▶ **DATA EXTRACT**
◆ ◆ ◆ ◆ ◆

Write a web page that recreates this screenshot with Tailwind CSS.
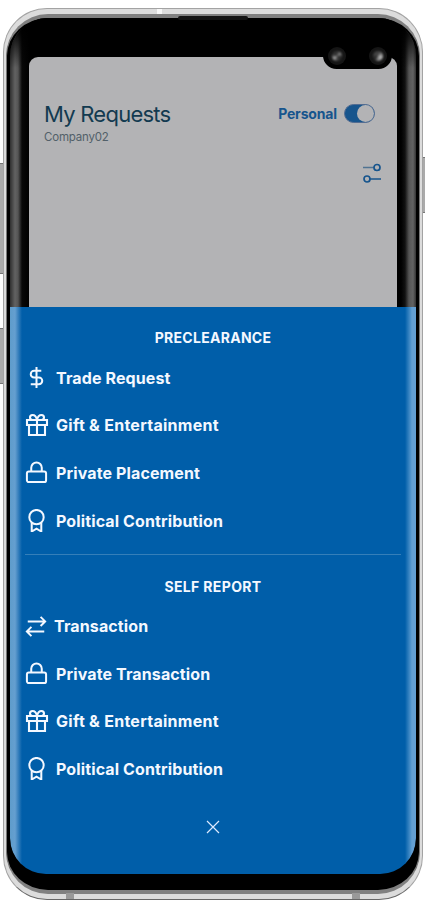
<!DOCTYPE html>
<html lang="en">
<head>
<meta charset="utf-8">
<title>My Requests</title>
<script src="https://cdn.jsdelivr.net/npm/@tailwindcss/browser@4"></script>
</head>
<body class="bg-white font-['Inter',sans-serif]">
<svg class="hidden">
  <symbol id="dollar" viewBox="0 0 24 24"><path d="M12 1v22M17 5H9.500a3.500 3.500 0 0 0 0 7h5a3.500 3.500 0 0 1 0 7H6"/></symbol>
  <symbol id="gift" viewBox="0 0 24 24"><path d="M20 12v10H4V12M2 7h20v5H2zM12 22V7M12 7H7.500a2.500 2.500 0 0 1 0-5C11 2 12 7 12 7zM12 7h4.500a2.500 2.500 0 0 0 0-5C13 2 12 7 12 7z"/></symbol>
  <symbol id="lock" viewBox="0 0 24 24"><rect x="2" y="11" width="20" height="11" rx="2"/><path d="M6.500 11V7a5.500 5.500 0 0 1 11 0v4"/></symbol>
  <symbol id="award" viewBox="0 0 24 24"><circle cx="12" cy="8.500" r="7.500"/><path d="M7 14.500v9l5-3 5 3v-9"/></symbol>
  <symbol id="transfer" viewBox="0 0 24 24"><path d="M3 7h19M17 2l5 5-5 5M21 18H2M7 13l-5 5 5 5"/></symbol>
</svg>
<div class="relative h-[900px] w-[425px] overflow-hidden">
  <!-- side buttons -->
  <div class="absolute -left-px top-[163px] h-[111px] w-[6px] border border-[#777] bg-[#aaa]"></div>
  <div class="absolute -left-px top-[328px] h-[56px] w-[6px] border border-[#777] bg-[#aaa]"></div>
  <div class="absolute left-[421px] top-[157px] h-[56px] w-[6px] border border-[#777] bg-[#aaa]"></div>

  <!-- metal frame -->
  <div class="absolute left-[3px] top-[8px] h-[892px] w-[420px] rounded-[44px] border border-[#a3a3a3] border-b-[#666] bg-[#dcdcdc] px-[2px] pt-[5px] pb-[5px]">
    <div class="h-full rounded-[42px] border-x border-y-[4px] border-x-[#777] border-y-[#808080] bg-black px-[3px]">
      <div class="flex h-[857px] flex-col overflow-hidden rounded-t-[38px] rounded-b-[36px]">
        <!-- dimmed page with curved glass edges -->
        <div class="h-[289px] bg-black">
          <div class="h-full bg-[linear-gradient(180deg,#000_0px,#000_10px,transparent_50px),linear-gradient(90deg,#303030_0px,#626262_5px,#555_8px,#080808_12px,#000_19px,#000_391px,#111_395px,#555_399px,#626262_403px,#333_406px)] pl-[19px] pt-[39px]">
            <div class="h-[250px] w-[368px] rounded-t-[9px] bg-[#b3b3b5] px-[15px]">
              <div class="flex justify-between pt-[42px]">
                <div>
                  <h1 class="h-[30px] text-[22px] leading-[30px] tracking-[-0.750px] text-[#123a50] whitespace-nowrap">My Requests</h1>
                  <p class="text-[11.500px] leading-[16px] tracking-[-0.200px] text-[#526069]">Company02</p>
                </div>
                <div class="mr-[7px] flex h-[28px] items-center gap-[7px] text-[14px] font-bold text-[#17558d]">
                  <span class="tracking-[-0.150px]">Personal</span>
                  <span class="flex h-[19px] w-[31px] justify-end rounded-full border border-[#536c91] bg-[#17558d]"><i class="size-[17px] rounded-full bg-[#b3b3b5]"></i></span>
                </div>
              </div>
              <div class="flex justify-end pt-[18px]">
                <svg class="size-[20px]" viewBox="0 0 20 20" fill="none" stroke="#17558d" stroke-width="1.700"><path d="M1 4.500h11" stroke="#507392"/><circle cx="15" cy="4.500" r="3"/><path d="M8 16h11"/><circle cx="5" cy="16" r="3"/></svg>
              </div>
            </div>
          </div>
        </div>

        <!-- action sheet -->
        <div class="flex h-[567px] flex-col overflow-hidden rounded-b-[36px] bg-[linear-gradient(90deg,#5e9ccb_0px,#659fd0_5px,#3b82be_8px,#005ea9_12px,#005ea9_395px,#297abb_398px,#639fd3_402px,#639fd3_406px)] px-[15px] pt-[20px] text-[16px] font-bold tracking-[0.120px] text-[#f4f8ff]">
          <h2 class="text-center text-[14px] leading-[22px] tracking-[0.280px]">PRECLEARANCE</h2>
          <ul class="mt-[5px]">
            <li class="flex h-[47.600px] items-center gap-[8px]"><svg class="size-[23px] fill-none stroke-current stroke-[2.100]"><use href="#dollar"/></svg><span>Trade Request</span></li>
            <li class="flex h-[47.600px] items-center gap-[7px]"><svg class="size-[24px] fill-none stroke-current stroke-[2.100]"><use href="#gift"/></svg><span class="tracking-[0.270px]">Gift &amp; Entertainment</span></li>
            <li class="flex h-[47.600px] items-center gap-[8px]"><svg class="size-[23px] fill-none stroke-current stroke-[2.100]"><use href="#lock"/></svg><span>Private Placement</span></li>
            <li class="flex h-[47.600px] items-center gap-[8px]"><svg class="size-[23px] fill-none stroke-current stroke-[2.100]"><use href="#award"/></svg><span>Political Contribution</span></li>
          </ul>
          <hr class="mt-[10px] border-[#357fb9]">
          <h2 class="mt-[21px] text-center text-[14px] leading-[22px] tracking-[0.350px]">SELF REPORT</h2>
          <ul class="mt-[4px]">
            <li class="flex h-[47.600px] items-center gap-[7px]"><svg class="size-[22px] fill-none stroke-current stroke-[2.100]"><use href="#transfer"/></svg><span>Transaction</span></li>
            <li class="flex h-[47.600px] items-center gap-[8px]"><svg class="size-[23px] fill-none stroke-current stroke-[2.100]"><use href="#lock"/></svg><span>Private Transaction</span></li>
            <li class="flex h-[47.600px] items-center gap-[7px]"><svg class="size-[24px] fill-none stroke-current stroke-[2.100]"><use href="#gift"/></svg><span class="tracking-[0.270px]">Gift &amp; Entertainment</span></li>
            <li class="flex h-[47.600px] items-center gap-[8px]"><svg class="size-[23px] fill-none stroke-current stroke-[2.100]"><use href="#award"/></svg><span>Political Contribution</span></li>
          </ul>
          <svg class="mx-auto mt-[27px] size-[14px]" viewBox="0 0 14 14" fill="none" stroke="#dceaff" stroke-width="1.200"><path d="M1 1l12 12M13 1L1 13"/></svg>
        </div>
      </div>
    </div>
  </div>

  <!-- earpiece, antenna seams -->
  <div class="absolute left-[178px] top-[16px] h-[4px] w-[70px] rounded-full bg-[#151515]"></div>
  <div class="absolute left-[157px] top-[9px] h-[5px] w-[5px] bg-[#f8f8f8]"></div>
  <div class="absolute left-[66px] top-[893px] h-[6px] w-[8px] bg-[#999]"></div>
  <div class="absolute left-[352px] top-[893px] h-[6px] w-[8px] bg-[#999]"></div>

  <!-- cameras -->
  <div class="absolute left-[323px] top-[42px] flex h-[27px] w-[69px] items-center justify-between rounded-full bg-black px-[5px]">
    <span class="flex size-[18px] items-center justify-center rounded-full bg-[#151515]"><i class="size-[10px] rounded-full bg-[conic-gradient(#222,#888_15%,#222_30%,#444_50%,#aaa_65%,#333_80%)] blur-[1px]"></i></span>
    <span class="flex size-[18px] items-center justify-center rounded-full bg-[#151515]"><i class="size-[10px] rounded-full bg-[conic-gradient(#333,#777_15%,#bbb_30%,#888_50%,#222_65%,#444_80%)] blur-[1px]"></i></span>
  </div>
</div>
</body>
</html>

◆ ◆ ◆ ◆ ◆

Print the complete listing exactly as it stands, without its pictures.

▶ **RESPONSE FOR THIS EXERCISE**
Write a web page that recreates this screenshot with Tailwind CSS.
<!DOCTYPE html>
<html lang="en">
<head>
<meta charset="utf-8">
<title>My Requests</title>
<script src="https://cdn.jsdelivr.net/npm/@tailwindcss/browser@4"></script>
</head>
<body class="bg-white font-['Inter',sans-serif]">
<svg class="hidden">
  <symbol id="dollar" viewBox="0 0 24 24"><path d="M12 1v22M17 5H9.500a3.500 3.500 0 0 0 0 7h5a3.500 3.500 0 0 1 0 7H6"/></symbol>
  <symbol id="gift" viewBox="0 0 24 24"><path d="M20 12v10H4V12M2 7h20v5H2zM12 22V7M12 7H7.500a2.500 2.500 0 0 1 0-5C11 2 12 7 12 7zM12 7h4.500a2.500 2.500 0 0 0 0-5C13 2 12 7 12 7z"/></symbol>
  <symbol id="lock" viewBox="0 0 24 24"><rect x="2" y="11" width="20" height="11" rx="2"/><path d="M6.500 11V7a5.500 5.500 0 0 1 11 0v4"/></symbol>
  <symbol id="award" viewBox="0 0 24 24"><circle cx="12" cy="8.500" r="7.500"/><path d="M7 14.500v9l5-3 5 3v-9"/></symbol>
  <symbol id="transfer" viewBox="0 0 24 24"><path d="M3 7h19M17 2l5 5-5 5M21 18H2M7 13l-5 5 5 5"/></symbol>
</svg>
<div class="relative h-[900px] w-[425px] overflow-hidden">
  <!-- side buttons -->
  <div class="absolute -left-px top-[163px] h-[111px] w-[6px] border border-[#777] bg-[#aaa]"></div>
  <div class="absolute -left-px top-[328px] h-[56px] w-[6px] border border-[#777] bg-[#aaa]"></div>
  <div class="absolute left-[421px] top-[157px] h-[56px] w-[6px] border border-[#777] bg-[#aaa]"></div>

  <!-- metal frame -->
  <div class="absolute left-[3px] top-[8px] h-[892px] w-[420px] rounded-[44px] border border-[#a3a3a3] border-b-[#666] bg-[#dcdcdc] px-[2px] pt-[5px] pb-[5px]">
    <div class="h-full rounded-[42px] border-x border-y-[4px] border-x-[#777] border-y-[#808080] bg-black px-[3px]">
      <div class="flex h-[857px] flex-col overflow-hidden rounded-t-[38px] rounded-b-[36px]">
        <!-- dimmed page with curved glass edges -->
        <div class="h-[289px] bg-black">
          <div class="h-full bg-[linear-gradient(180deg,#000_0px,#000_10px,transparent_50px),linear-gradient(90deg,#303030_0px,#626262_5px,#555_8px,#080808_12px,#000_19px,#000_391px,#111_395px,#555_399px,#626262_403px,#333_406px)] pl-[19px] pt-[39px]">
            <div class="h-[250px] w-[368px] rounded-t-[9px] bg-[#b3b3b5] px-[15px]">
              <div class="flex justify-between pt-[42px]">
                <div>
                  <h1 class="h-[30px] text-[22px] leading-[30px] tracking-[-0.750px] text-[#123a50] whitespace-nowrap">My Requests</h1>
                  <p class="text-[11.500px] leading-[16px] tracking-[-0.200px] text-[#526069]">Company02</p>
                </div>
                <div class="mr-[7px] flex h-[28px] items-center gap-[7px] text-[14px] font-bold text-[#17558d]">
                  <span class="tracking-[-0.150px]">Personal</span>
                  <span class="flex h-[19px] w-[31px] justify-end rounded-full border border-[#536c91] bg-[#17558d]"><i class="size-[17px] rounded-full bg-[#b3b3b5]"></i></span>
                </div>
              </div>
              <div class="flex justify-end pt-[18px]">
                <svg class="size-[20px]" viewBox="0 0 20 20" fill="none" stroke="#17558d" stroke-width="1.700"><path d="M1 4.500h11" stroke="#507392"/><circle cx="15" cy="4.500" r="3"/><path d="M8 16h11"/><circle cx="5" cy="16" r="3"/></svg>
              </div>
            </div>
          </div>
        </div>

        <!-- action sheet -->
        <div class="flex h-[567px] flex-col overflow-hidden rounded-b-[36px] bg-[linear-gradient(90deg,#5e9ccb_0px,#659fd0_5px,#3b82be_8px,#005ea9_12px,#005ea9_395px,#297abb_398px,#639fd3_402px,#639fd3_406px)] px-[15px] pt-[20px] text-[16px] font-bold tracking-[0.120px] text-[#f4f8ff]">
          <h2 class="text-center text-[14px] leading-[22px] tracking-[0.280px]">PRECLEARANCE</h2>
          <ul class="mt-[5px]">
            <li class="flex h-[47.600px] items-center gap-[8px]"><svg class="size-[23px] fill-none stroke-current stroke-[2.100]"><use href="#dollar"/></svg><span>Trade Request</span></li>
            <li class="flex h-[47.600px] items-center gap-[7px]"><svg class="size-[24px] fill-none stroke-current stroke-[2.100]"><use href="#gift"/></svg><span class="tracking-[0.270px]">Gift &amp; Entertainment</span></li>
            <li class="flex h-[47.600px] items-center gap-[8px]"><svg class="size-[23px] fill-none stroke-current stroke-[2.100]"><use href="#lock"/></svg><span>Private Placement</span></li>
            <li class="flex h-[47.600px] items-center gap-[8px]"><svg class="size-[23px] fill-none stroke-current stroke-[2.100]"><use href="#award"/></svg><span>Political Contribution</span></li>
          </ul>
          <hr class="mt-[10px] border-[#357fb9]">
          <h2 class="mt-[21px] text-center text-[14px] leading-[22px] tracking-[0.350px]">SELF REPORT</h2>
          <ul class="mt-[4px]">
            <li class="flex h-[47.600px] items-center gap-[7px]"><svg class="size-[22px] fill-none stroke-current stroke-[2.100]"><use href="#transfer"/></svg><span>Transaction</span></li>
            <li class="flex h-[47.600px] items-center gap-[8px]"><svg class="size-[23px] fill-none stroke-current stroke-[2.100]"><use href="#lock"/></svg><span>Private Transaction</span></li>
            <li class="flex h-[47.600px] items-center gap-[7px]"><svg class="size-[24px] fill-none stroke-current stroke-[2.100]"><use href="#gift"/></svg><span class="tracking-[0.270px]">Gift &amp; Entertainment</span></li>
            <li class="flex h-[47.600px] items-center gap-[8px]"><svg class="size-[23px] fill-none stroke-current stroke-[2.100]"><use href="#award"/></svg><span>Political Contribution</span></li>
          </ul>
          <svg class="mx-auto mt-[27px] size-[14px]" viewBox="0 0 14 14" fill="none" stroke="#dceaff" stroke-width="1.200"><path d="M1 1l12 12M13 1L1 13"/></svg>
        </div>
      </div>
    </div>
  </div>

  <!-- earpiece, antenna seams -->
  <div class="absolute left-[178px] top-[16px] h-[4px] w-[70px] rounded-full bg-[#151515]"></div>
  <div class="absolute left-[157px] top-[9px] h-[5px] w-[5px] bg-[#f8f8f8]"></div>
  <div class="absolute left-[66px] top-[893px] h-[6px] w-[8px] bg-[#999]"></div>
  <div class="absolute left-[352px] top-[893px] h-[6px] w-[8px] bg-[#999]"></div>

  <!-- cameras -->
  <div class="absolute left-[323px] top-[42px] flex h-[27px] w-[69px] items-center justify-between rounded-full bg-black px-[5px]">
    <span class="flex size-[18px] items-center justify-center rounded-full bg-[#151515]"><i class="size-[10px] rounded-full bg-[conic-gradient(#222,#888_15%,#222_30%,#444_50%,#aaa_65%,#333_80%)] blur-[1px]"></i></span>
    <span class="flex size-[18px] items-center justify-center rounded-full bg-[#151515]"><i class="size-[10px] rounded-full bg-[conic-gradient(#333,#777_15%,#bbb_30%,#888_50%,#222_65%,#444_80%)] blur-[1px]"></i></span>
  </div>
</div>
</body>
</html>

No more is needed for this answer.